Was für Konsequenzen hat es, wenn Lithium-Ionen-Batterien im Wasser auslaufen?
Im Wasser können verschiedene Stoffe, aus denen die Batterien zusammengesetzt sind, auslaufen und freigesetzt werden und sie landen so in der Natur. Je nach Batterietyp sind das verschiedene Elektrolyte. Dabei könnte je nach eingesetztem Elektrolyt zum Beispiel auch Flusssäure entstehen. Letztendlich akkumulieren sich immer die Schadstoffe im Wasser – auch wenn sie verdünnt werden: Die metallenen Gehäuse der Scooter verrotten, die Gummireste zersetzen sich, es entsteht Mikroplastik. Da kommt einiges zusammen, was für das Wasser und auch zum Beispiel für die Fische, die darin leben, schädlich ist. Lithium wird außerdem auch in einigen Psychopharmaka verwendet – das sollte besser nicht im Wasser landen. Und der Rhein ist eine wichtige Ressource für Grund- und Trinkwasser.

Wo kann Lithium gewonnen werden?
Es wird vor allem unter stark umstrittenen Bedingungen in verschiedenen Ländern in Südamerika abgebaut, etwa in Bolivien, Chile oder Argentinien. Lithium kommt insbesondere in Südamerika vor, wobei der Ausgangsstoff Lithiumkarbonat durch Verdunstung aus der Sole von Salzseen gewonnen wird. Der dabei auftretende immense Wasserverbrauch in den ohnehin schon sehr trockenen Gegenden Boliviens, Chiles und Nordargentiniens führt zu massiven Grundwasserabsenkungen. Das ist katastrophal für die Menschen, die dort leben.

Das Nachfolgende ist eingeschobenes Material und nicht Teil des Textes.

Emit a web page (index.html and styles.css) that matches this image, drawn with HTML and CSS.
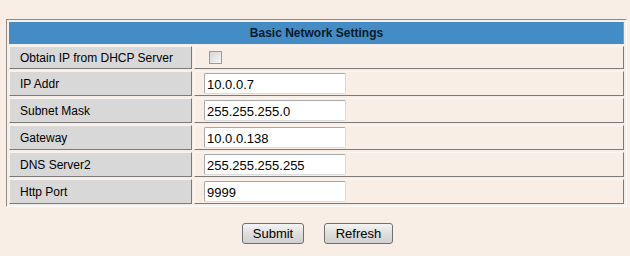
FILE: index.html
```html
<!DOCTYPE html>
<html>
<head>
<meta charset="utf-8">
<link rel="stylesheet" href="styles.css">
</head>
<body>
<div class="page">
  <table class="settings">
    <tr><th colspan="2" class="head">Basic Network Settings</th></tr>
    <tr class="row-check">
      <td class="label">Obtain IP from DHCP Server</td>
      <td class="value"><input type="checkbox" class="check"></td>
    </tr>
    <tr>
      <td class="label">IP Addr</td>
      <td class="value"><input type="text" class="field" value="10.0.0.7"></td>
    </tr>
    <tr>
      <td class="label">Subnet Mask</td>
      <td class="value"><input type="text" class="field" value="255.255.255.0"></td>
    </tr>
    <tr>
      <td class="label">Gateway</td>
      <td class="value"><input type="text" class="field" value="10.0.0.138"></td>
    </tr>
    <tr>
      <td class="label">DNS Server2</td>
      <td class="value"><input type="text" class="field" value="255.255.255.255"></td>
    </tr>
    <tr>
      <td class="label">Http Port</td>
      <td class="value"><input type="text" class="field" value="9999"></td>
    </tr>
  </table>
  <div class="actions">
    <button class="btn btn-submit">Submit</button>
    <button class="btn btn-refresh">Refresh</button>
  </div>
</div>
</body>
</html>
```

FILE: styles.css
```css
html, body {
  margin: 0;
  padding: 0;
  background: #f9eee5;
}
body {
  font-family: "Liberation Sans", Arial, sans-serif;
  font-size: 12px;
  color: #000;
}
.page {
  padding: 19px 4px 0 6px;
}
.settings {
  width: 621px;
  border-collapse: separate;
  border-spacing: 2px;
  border: 1px solid;
  border-color: #8c8c8c #fdfdfd #fdfdfd #8c8c8c;
}
.settings td, .settings th {
  padding: 0;
  box-sizing: border-box;
}
.head {
  height: 22px;
  background: #438cc5;
  border: 1px solid #438cc5;
  border-right-color: #6ea3cf;
  font-weight: bold;
  font-size: 12px;
  color: #0d1a2b;
  text-align: center;
  vertical-align: middle;
}
.label {
  width: 183px;
  height: 25px;
  background: #d8d8d8;
  border: 1px solid;
  border-color: #f4f4f4 #7a7a7a #7a7a7a #f4f4f4;
  padding-left: 10px !important;
  vertical-align: middle;
}
.value {
  height: 25px;
  border: 1px solid;
  border-color: #fbf6f2 #7a7a7a #7a7a7a #fbf6f2;
  padding-left: 9px !important;
  vertical-align: middle;
}
.row-check .label, .row-check .value {
  height: 23px;
}
.check {
  appearance: none;
  -webkit-appearance: none;
  display: block;
  width: 13px;
  height: 13px;
  margin: 0 0 0 5px;
  border: 1px solid #9a9a9a;
  background: linear-gradient(135deg, #d4d4d4, #f6f6f6);
  box-sizing: border-box;
}
.field {
  display: block;
  width: 142px;
  height: 21px;
  margin: 0;
  box-sizing: border-box;
  border: 1px solid;
  border-color: #a9a9a9 #dcdcdc #dcdcdc #a9a9a9;
  border-radius: 2px;
  background: #fff;
  padding: 1px 2px 0 2px;
  font-family: "Liberation Sans", Arial, sans-serif;
  font-size: 13px;
  color: #000;
}
.actions {
  display: flex;
  justify-content: center;
  gap: 20px;
  margin-top: 16px;
  padding-left: 3px;
}
.btn {
  height: 21px;
  box-sizing: border-box;
  border: 1px solid #707070;
  border-radius: 3px;
  background: linear-gradient(#f4f4f4, #dedede 50%, #d0d0d0);
  font-family: "Liberation Sans", Arial, sans-serif;
  font-size: 13px;
  color: #000;
  padding: 0;
}
.btn-submit { width: 62px; }
.btn-refresh { width: 69px; }
```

Man braucht für die Batterien aber auch andere wertvolle Rohstoffe, zum Beispiel Kobalt, das auch in großer Menge für andere wichtige Einsatzmöglichkeiten verwendet wird – zum Beispiel bei hochfestem Edelstahl oder in der Nuklearmedizin. Die wichtigsten Kobalt-Reserven liegen in der Demokratischen Republik Kongo in Zentralafrika. Die Probleme mit den dortigen Abbaubedingungen und der Kinderarbeit sind hinlänglich bekannt. In E-Scootern kommen Lithium-Ionen-Batterien zahlreich zum Einsatz, letztendlich für ein Luxusprodukt, das dann durch die Ignoranz der Leute, die es in einen Fluss schmeißen, Umweltschäden erzeugt.

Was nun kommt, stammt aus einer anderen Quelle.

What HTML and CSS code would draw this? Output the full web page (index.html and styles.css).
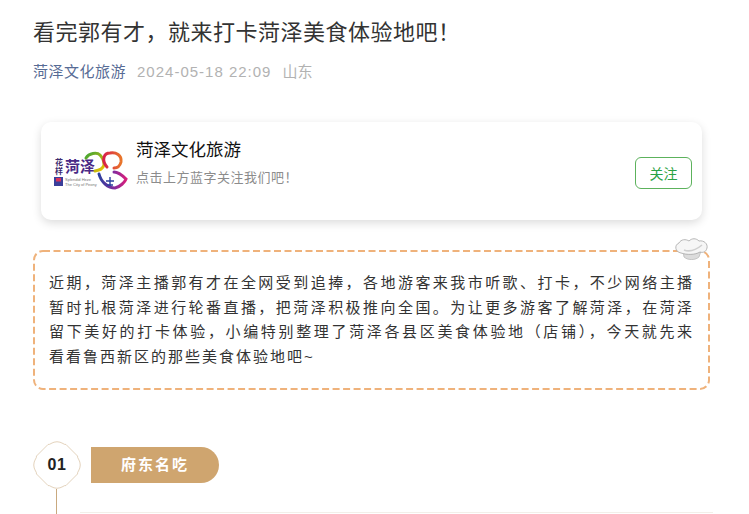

Gibt es eine nachhaltigere Alternative zur Lithium-Ionen-Batterie?
Etwas nachhaltiger wären Nickel-Metall-Hybrid-Batterien. Sie sind umweltverträglicher, haben aber eine schlechtere Performance – sprich: Sie speichern nicht so große Energiemengen wie Lithium-Ionen-Batterien. Natürlich sind aber auch darin Schwermetalle und gesundheitsschädliche Elektrolyte enthalten.
Die Lithium-Ionen-Batterien sind heutzutage die leistungsfähigsten, wieder aufladbaren Batterien mit der größten spezifischen Energiedichte. Sie sind leicht und liefern lange Energie – letztlich genau das, was für mobile Einsätze gebraucht wird, zum Beispiel bei Smartphones, Notebooks oder Tablets und insbesondere auch für Elektrofahrzeuge.
Im Hinblick auf einen nachhaltigen und umweltschonenden Umgang mit Hightech-Geräten, die in der Regel immer auch problematische und knappe Rohstoffe enthalten, kommt letztendlich den Konsument*innen eine große Verantwortung zu. Als Konsument*innen müssen wir uns immer darüber im Klaren sein, dass wenn wir ressourcenintensive Produkte kaufen, die Bevölkerung und die Umwelt in den Abbauländern massiv darunter leiden. Wenn wir nachhaltig leben wollen, müssen wir global denken.